Copy the material that follows word for word and omit its pictures.

▸ GIVEN DATA:
▼▼▼
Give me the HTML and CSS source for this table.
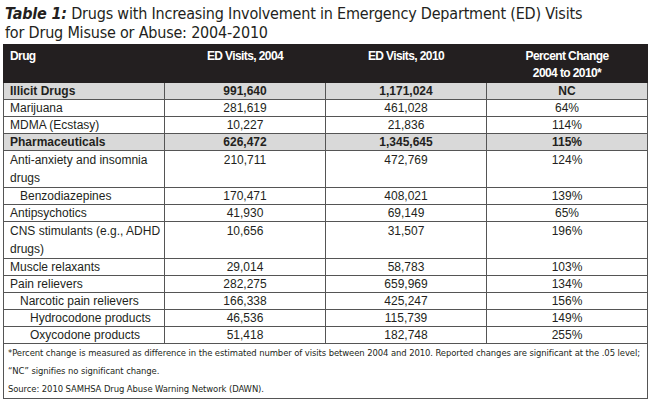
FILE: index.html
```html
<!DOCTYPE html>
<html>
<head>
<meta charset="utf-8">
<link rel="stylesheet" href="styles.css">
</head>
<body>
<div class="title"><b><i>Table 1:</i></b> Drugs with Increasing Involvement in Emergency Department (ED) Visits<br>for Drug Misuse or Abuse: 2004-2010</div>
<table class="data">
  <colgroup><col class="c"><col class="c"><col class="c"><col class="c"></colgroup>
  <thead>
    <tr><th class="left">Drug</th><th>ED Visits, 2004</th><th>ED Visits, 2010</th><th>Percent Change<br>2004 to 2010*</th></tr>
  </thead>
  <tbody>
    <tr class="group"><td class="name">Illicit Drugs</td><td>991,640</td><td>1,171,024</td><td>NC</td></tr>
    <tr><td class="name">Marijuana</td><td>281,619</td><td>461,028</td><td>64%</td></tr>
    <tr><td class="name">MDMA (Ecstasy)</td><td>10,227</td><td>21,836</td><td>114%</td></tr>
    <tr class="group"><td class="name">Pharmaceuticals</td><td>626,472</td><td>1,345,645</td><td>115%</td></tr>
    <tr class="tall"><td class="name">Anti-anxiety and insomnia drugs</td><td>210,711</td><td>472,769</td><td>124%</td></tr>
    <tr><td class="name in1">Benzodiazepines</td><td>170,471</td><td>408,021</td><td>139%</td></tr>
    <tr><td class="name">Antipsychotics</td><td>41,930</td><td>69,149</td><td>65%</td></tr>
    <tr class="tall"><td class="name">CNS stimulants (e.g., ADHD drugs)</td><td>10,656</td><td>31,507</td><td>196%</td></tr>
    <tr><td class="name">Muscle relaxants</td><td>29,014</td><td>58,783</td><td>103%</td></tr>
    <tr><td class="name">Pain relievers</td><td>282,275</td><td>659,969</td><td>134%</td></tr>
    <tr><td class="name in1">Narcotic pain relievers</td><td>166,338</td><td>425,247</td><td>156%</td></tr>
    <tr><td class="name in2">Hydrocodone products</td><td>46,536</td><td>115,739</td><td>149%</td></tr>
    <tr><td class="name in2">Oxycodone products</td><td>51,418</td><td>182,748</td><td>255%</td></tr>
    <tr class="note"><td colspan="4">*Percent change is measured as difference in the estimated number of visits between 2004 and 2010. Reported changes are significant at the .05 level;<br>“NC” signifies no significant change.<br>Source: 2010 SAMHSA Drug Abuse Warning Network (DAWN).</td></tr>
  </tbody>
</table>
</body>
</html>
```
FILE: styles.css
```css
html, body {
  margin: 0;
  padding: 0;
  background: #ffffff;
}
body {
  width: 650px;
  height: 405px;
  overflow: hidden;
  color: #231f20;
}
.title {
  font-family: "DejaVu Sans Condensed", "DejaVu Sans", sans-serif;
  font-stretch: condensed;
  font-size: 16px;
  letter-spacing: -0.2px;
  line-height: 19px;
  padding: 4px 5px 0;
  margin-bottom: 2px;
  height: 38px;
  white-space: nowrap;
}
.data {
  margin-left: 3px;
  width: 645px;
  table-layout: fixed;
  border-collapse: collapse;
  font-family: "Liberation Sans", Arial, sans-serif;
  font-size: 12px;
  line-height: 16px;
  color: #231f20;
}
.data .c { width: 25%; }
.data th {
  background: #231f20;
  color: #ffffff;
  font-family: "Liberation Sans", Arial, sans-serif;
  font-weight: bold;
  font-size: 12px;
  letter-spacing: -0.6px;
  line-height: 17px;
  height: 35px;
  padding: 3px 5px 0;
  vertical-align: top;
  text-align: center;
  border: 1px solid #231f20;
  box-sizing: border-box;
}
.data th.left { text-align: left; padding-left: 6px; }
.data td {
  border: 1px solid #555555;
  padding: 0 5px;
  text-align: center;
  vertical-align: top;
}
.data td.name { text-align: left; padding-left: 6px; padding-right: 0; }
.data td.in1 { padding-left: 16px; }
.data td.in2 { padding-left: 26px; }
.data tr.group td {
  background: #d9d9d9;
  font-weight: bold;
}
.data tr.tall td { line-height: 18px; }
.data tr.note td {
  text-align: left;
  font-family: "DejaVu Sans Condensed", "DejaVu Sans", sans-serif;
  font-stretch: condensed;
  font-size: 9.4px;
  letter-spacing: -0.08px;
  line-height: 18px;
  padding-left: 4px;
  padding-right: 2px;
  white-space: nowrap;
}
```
▲▲▲
▸ PROBLEM SOLUTION:
Give me the HTML and CSS source for this table.
FILE: index.html
```html
<!DOCTYPE html>
<html>
<head>
<meta charset="utf-8">
<link rel="stylesheet" href="styles.css">
</head>
<body>
<div class="title"><b><i>Table 1:</i></b> Drugs with Increasing Involvement in Emergency Department (ED) Visits<br>for Drug Misuse or Abuse: 2004-2010</div>
<table class="data">
  <colgroup><col class="c"><col class="c"><col class="c"><col class="c"></colgroup>
  <thead>
    <tr><th class="left">Drug</th><th>ED Visits, 2004</th><th>ED Visits, 2010</th><th>Percent Change<br>2004 to 2010*</th></tr>
  </thead>
  <tbody>
    <tr class="group"><td class="name">Illicit Drugs</td><td>991,640</td><td>1,171,024</td><td>NC</td></tr>
    <tr><td class="name">Marijuana</td><td>281,619</td><td>461,028</td><td>64%</td></tr>
    <tr><td class="name">MDMA (Ecstasy)</td><td>10,227</td><td>21,836</td><td>114%</td></tr>
    <tr class="group"><td class="name">Pharmaceuticals</td><td>626,472</td><td>1,345,645</td><td>115%</td></tr>
    <tr class="tall"><td class="name">Anti-anxiety and insomnia drugs</td><td>210,711</td><td>472,769</td><td>124%</td></tr>
    <tr><td class="name in1">Benzodiazepines</td><td>170,471</td><td>408,021</td><td>139%</td></tr>
    <tr><td class="name">Antipsychotics</td><td>41,930</td><td>69,149</td><td>65%</td></tr>
    <tr class="tall"><td class="name">CNS stimulants (e.g., ADHD drugs)</td><td>10,656</td><td>31,507</td><td>196%</td></tr>
    <tr><td class="name">Muscle relaxants</td><td>29,014</td><td>58,783</td><td>103%</td></tr>
    <tr><td class="name">Pain relievers</td><td>282,275</td><td>659,969</td><td>134%</td></tr>
    <tr><td class="name in1">Narcotic pain relievers</td><td>166,338</td><td>425,247</td><td>156%</td></tr>
    <tr><td class="name in2">Hydrocodone products</td><td>46,536</td><td>115,739</td><td>149%</td></tr>
    <tr><td class="name in2">Oxycodone products</td><td>51,418</td><td>182,748</td><td>255%</td></tr>
    <tr class="note"><td colspan="4">*Percent change is measured as difference in the estimated number of visits between 2004 and 2010. Reported changes are significant at the .05 level;<br>“NC” signifies no significant change.<br>Source: 2010 SAMHSA Drug Abuse Warning Network (DAWN).</td></tr>
  </tbody>
</table>
</body>
</html>
```
FILE: styles.css
```css
html, body {
  margin: 0;
  padding: 0;
  background: #ffffff;
}
body {
  width: 650px;
  height: 405px;
  overflow: hidden;
  color: #231f20;
}
.title {
  font-family: "DejaVu Sans Condensed", "DejaVu Sans", sans-serif;
  font-stretch: condensed;
  font-size: 16px;
  letter-spacing: -0.2px;
  line-height: 19px;
  padding: 4px 5px 0;
  margin-bottom: 2px;
  height: 38px;
  white-space: nowrap;
}
.data {
  margin-left: 3px;
  width: 645px;
  table-layout: fixed;
  border-collapse: collapse;
  font-family: "Liberation Sans", Arial, sans-serif;
  font-size: 12px;
  line-height: 16px;
  color: #231f20;
}
.data .c { width: 25%; }
.data th {
  background: #231f20;
  color: #ffffff;
  font-family: "Liberation Sans", Arial, sans-serif;
  font-weight: bold;
  font-size: 12px;
  letter-spacing: -0.6px;
  line-height: 17px;
  height: 35px;
  padding: 3px 5px 0;
  vertical-align: top;
  text-align: center;
  border: 1px solid #231f20;
  box-sizing: border-box;
}
.data th.left { text-align: left; padding-left: 6px; }
.data td {
  border: 1px solid #555555;
  padding: 0 5px;
  text-align: center;
  vertical-align: top;
}
.data td.name { text-align: left; padding-left: 6px; padding-right: 0; }
.data td.in1 { padding-left: 16px; }
.data td.in2 { padding-left: 26px; }
.data tr.group td {
  background: #d9d9d9;
  font-weight: bold;
}
.data tr.tall td { line-height: 18px; }
.data tr.note td {
  text-align: left;
  font-family: "DejaVu Sans Condensed", "DejaVu Sans", sans-serif;
  font-stretch: condensed;
  font-size: 9.4px;
  letter-spacing: -0.08px;
  line-height: 18px;
  padding-left: 4px;
  padding-right: 2px;
  white-space: nowrap;
}
```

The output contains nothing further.